**Front-end source files:**
□ □ □ □ □ □ □

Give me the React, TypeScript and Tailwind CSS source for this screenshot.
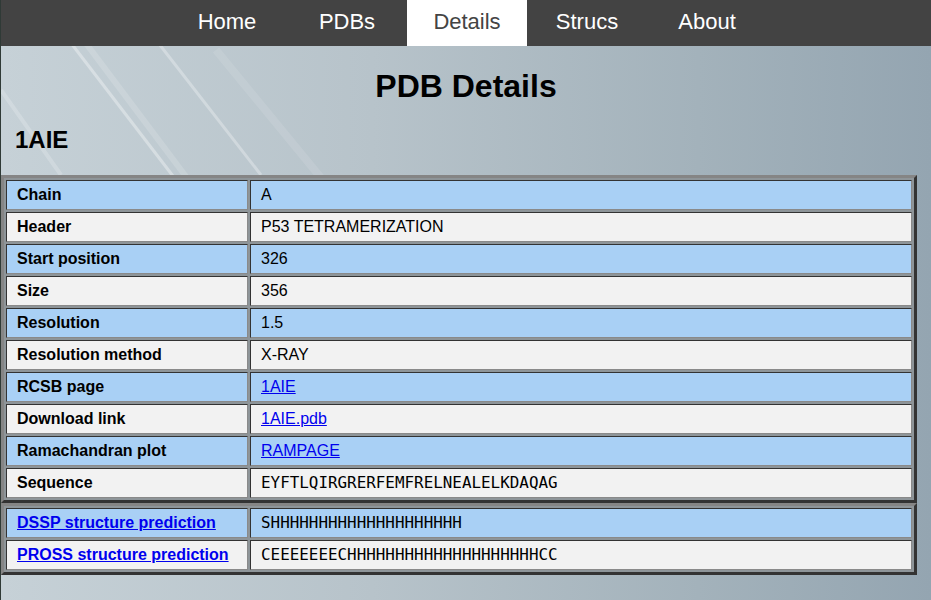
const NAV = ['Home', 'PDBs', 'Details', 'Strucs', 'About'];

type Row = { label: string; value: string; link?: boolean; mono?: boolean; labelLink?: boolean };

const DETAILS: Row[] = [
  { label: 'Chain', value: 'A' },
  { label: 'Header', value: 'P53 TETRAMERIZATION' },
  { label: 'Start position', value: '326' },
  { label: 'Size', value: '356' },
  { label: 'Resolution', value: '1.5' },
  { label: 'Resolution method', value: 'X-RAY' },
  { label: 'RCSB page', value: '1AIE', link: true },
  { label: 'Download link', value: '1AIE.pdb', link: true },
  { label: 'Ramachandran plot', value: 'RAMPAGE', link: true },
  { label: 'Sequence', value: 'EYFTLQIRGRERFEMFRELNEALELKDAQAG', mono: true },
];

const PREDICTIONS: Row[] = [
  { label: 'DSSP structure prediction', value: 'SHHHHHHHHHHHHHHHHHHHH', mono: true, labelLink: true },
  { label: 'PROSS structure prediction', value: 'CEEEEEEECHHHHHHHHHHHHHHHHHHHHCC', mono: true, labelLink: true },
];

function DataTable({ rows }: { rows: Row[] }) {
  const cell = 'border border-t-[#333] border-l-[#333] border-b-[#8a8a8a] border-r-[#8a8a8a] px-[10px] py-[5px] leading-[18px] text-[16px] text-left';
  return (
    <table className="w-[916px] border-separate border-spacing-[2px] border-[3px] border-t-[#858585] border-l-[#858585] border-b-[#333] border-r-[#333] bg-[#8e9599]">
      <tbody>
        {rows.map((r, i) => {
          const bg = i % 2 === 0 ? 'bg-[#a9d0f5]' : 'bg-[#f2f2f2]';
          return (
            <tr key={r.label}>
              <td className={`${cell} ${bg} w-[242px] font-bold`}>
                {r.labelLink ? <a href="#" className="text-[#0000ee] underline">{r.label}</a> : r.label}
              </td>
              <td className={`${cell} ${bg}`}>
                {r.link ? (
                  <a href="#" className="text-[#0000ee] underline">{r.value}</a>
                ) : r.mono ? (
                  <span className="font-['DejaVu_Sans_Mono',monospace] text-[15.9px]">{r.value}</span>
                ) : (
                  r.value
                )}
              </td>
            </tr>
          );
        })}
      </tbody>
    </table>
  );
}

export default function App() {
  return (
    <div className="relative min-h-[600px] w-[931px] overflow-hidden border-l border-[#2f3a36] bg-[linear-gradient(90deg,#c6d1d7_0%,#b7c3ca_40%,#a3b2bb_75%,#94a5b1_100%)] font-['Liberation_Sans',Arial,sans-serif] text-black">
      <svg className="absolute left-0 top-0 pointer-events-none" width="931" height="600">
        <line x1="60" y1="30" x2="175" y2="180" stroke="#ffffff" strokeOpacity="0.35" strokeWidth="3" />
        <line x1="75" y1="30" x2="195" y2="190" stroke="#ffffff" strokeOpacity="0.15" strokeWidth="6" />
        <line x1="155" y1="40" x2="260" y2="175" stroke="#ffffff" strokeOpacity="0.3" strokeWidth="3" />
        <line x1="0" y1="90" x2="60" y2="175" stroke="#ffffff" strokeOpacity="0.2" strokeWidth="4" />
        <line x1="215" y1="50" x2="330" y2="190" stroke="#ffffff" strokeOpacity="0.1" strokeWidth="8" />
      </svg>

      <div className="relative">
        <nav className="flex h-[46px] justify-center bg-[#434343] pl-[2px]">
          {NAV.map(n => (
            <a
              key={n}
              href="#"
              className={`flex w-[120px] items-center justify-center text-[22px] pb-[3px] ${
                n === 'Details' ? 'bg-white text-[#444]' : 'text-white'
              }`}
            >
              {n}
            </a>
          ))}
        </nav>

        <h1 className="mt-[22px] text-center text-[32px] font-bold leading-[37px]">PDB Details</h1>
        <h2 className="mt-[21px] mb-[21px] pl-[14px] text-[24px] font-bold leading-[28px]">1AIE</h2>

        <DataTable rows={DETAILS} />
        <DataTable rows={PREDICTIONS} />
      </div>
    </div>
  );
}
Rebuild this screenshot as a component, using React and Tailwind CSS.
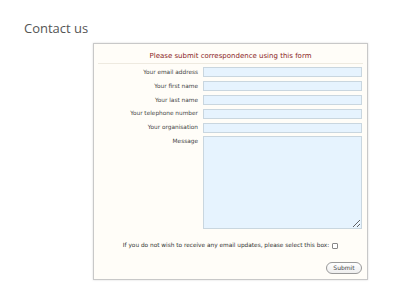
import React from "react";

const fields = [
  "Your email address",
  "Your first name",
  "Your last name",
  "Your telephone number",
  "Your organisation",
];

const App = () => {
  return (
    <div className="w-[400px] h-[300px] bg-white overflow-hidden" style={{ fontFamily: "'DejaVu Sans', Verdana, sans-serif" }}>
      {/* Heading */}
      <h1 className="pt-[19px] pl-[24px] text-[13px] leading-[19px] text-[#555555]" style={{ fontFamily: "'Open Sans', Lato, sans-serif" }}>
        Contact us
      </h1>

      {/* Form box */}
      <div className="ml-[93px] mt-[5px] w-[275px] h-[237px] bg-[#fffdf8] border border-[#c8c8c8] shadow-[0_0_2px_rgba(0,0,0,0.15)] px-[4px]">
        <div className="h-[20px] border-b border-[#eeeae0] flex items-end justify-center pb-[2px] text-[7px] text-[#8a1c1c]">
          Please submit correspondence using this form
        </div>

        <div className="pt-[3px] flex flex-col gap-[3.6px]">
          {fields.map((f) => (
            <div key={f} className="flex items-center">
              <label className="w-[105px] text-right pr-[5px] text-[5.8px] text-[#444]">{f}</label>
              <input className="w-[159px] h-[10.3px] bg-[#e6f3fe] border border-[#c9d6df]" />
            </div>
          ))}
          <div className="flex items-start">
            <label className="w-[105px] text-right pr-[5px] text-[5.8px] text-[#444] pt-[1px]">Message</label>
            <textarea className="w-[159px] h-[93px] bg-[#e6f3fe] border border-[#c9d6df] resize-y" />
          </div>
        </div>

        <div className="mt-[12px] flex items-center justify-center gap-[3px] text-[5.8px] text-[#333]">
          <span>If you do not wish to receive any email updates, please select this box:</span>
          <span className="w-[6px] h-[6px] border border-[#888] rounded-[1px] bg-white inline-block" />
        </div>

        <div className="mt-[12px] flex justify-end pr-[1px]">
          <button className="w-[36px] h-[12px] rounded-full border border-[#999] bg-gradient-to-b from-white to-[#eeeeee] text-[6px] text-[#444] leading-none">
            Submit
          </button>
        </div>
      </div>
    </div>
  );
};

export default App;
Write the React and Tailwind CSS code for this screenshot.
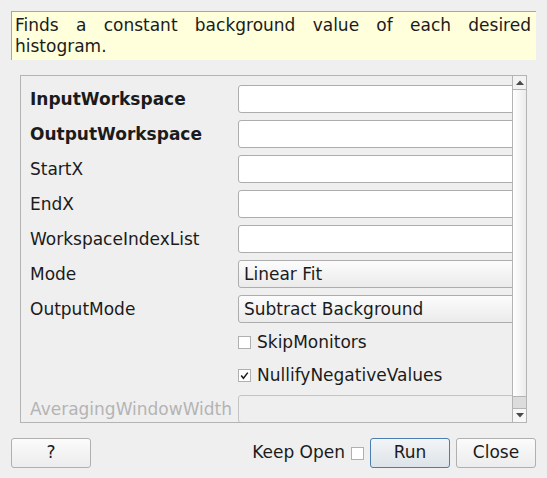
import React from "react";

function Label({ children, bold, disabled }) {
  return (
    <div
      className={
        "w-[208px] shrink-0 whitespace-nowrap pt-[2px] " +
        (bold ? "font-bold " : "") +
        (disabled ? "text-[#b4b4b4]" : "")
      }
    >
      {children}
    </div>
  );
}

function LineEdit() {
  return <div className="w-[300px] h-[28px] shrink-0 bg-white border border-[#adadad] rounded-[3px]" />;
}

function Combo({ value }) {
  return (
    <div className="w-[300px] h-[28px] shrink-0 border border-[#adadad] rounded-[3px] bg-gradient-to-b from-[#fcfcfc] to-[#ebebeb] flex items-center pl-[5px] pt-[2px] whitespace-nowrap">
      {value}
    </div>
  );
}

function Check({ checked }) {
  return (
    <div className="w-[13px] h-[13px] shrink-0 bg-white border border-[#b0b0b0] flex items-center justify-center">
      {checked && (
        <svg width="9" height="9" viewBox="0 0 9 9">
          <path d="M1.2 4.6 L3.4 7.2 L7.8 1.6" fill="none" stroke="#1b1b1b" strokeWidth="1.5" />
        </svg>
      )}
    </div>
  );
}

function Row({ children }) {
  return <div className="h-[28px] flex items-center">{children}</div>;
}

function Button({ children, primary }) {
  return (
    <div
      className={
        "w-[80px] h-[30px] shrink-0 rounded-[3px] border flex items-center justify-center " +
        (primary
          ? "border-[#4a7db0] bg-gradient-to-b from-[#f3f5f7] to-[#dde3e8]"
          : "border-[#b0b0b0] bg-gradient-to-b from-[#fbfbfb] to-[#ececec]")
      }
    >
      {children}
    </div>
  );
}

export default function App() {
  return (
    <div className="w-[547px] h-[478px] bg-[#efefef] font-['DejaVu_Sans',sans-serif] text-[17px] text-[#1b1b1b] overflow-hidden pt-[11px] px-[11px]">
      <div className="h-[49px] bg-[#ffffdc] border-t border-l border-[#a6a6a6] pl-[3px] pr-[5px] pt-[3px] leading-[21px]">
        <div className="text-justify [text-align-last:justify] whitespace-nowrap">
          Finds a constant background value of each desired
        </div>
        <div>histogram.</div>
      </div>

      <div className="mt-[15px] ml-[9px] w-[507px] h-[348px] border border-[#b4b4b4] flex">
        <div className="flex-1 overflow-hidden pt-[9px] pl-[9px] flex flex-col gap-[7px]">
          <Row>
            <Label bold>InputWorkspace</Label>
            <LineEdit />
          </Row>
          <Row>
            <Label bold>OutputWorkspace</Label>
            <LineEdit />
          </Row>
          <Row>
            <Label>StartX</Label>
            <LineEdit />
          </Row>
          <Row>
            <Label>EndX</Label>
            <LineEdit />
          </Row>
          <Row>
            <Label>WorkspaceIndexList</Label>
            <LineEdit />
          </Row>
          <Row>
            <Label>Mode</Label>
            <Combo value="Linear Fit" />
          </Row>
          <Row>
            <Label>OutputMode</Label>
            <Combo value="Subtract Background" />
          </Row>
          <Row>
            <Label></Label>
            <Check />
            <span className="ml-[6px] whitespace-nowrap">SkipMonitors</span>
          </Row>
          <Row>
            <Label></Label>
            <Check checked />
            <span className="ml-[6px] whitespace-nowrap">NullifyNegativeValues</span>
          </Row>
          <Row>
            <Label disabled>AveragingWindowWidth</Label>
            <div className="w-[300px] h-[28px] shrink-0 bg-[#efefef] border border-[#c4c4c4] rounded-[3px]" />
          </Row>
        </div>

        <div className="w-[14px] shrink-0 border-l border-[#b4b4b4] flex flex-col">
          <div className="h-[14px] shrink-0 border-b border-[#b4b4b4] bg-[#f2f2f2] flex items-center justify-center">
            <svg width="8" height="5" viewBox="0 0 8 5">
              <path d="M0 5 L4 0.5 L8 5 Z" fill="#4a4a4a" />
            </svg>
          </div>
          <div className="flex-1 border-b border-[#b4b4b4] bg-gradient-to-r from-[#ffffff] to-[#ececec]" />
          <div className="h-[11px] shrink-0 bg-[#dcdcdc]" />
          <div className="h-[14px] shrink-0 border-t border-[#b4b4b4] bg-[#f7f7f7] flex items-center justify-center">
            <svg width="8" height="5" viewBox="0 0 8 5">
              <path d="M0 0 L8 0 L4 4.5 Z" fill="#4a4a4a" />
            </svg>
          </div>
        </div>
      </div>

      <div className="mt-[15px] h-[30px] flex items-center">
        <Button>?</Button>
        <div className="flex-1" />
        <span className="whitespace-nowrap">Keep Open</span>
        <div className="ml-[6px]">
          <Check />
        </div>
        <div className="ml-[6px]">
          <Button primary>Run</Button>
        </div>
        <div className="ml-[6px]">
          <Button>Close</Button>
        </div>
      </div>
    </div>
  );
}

□ □ □ □ □ □ □

**Aim:** Without the pictures, return the listing above from its first line through the line that has "string; value: string;".

**Response:**
Give me the React, TypeScript and Tailwind CSS source for this screenshot.
const NAV = ['Home', 'PDBs', 'Details', 'Strucs', 'About'];

type Row = { label: string; value: string; link?: boolean; mono?: boolean; labelLink?: boolean };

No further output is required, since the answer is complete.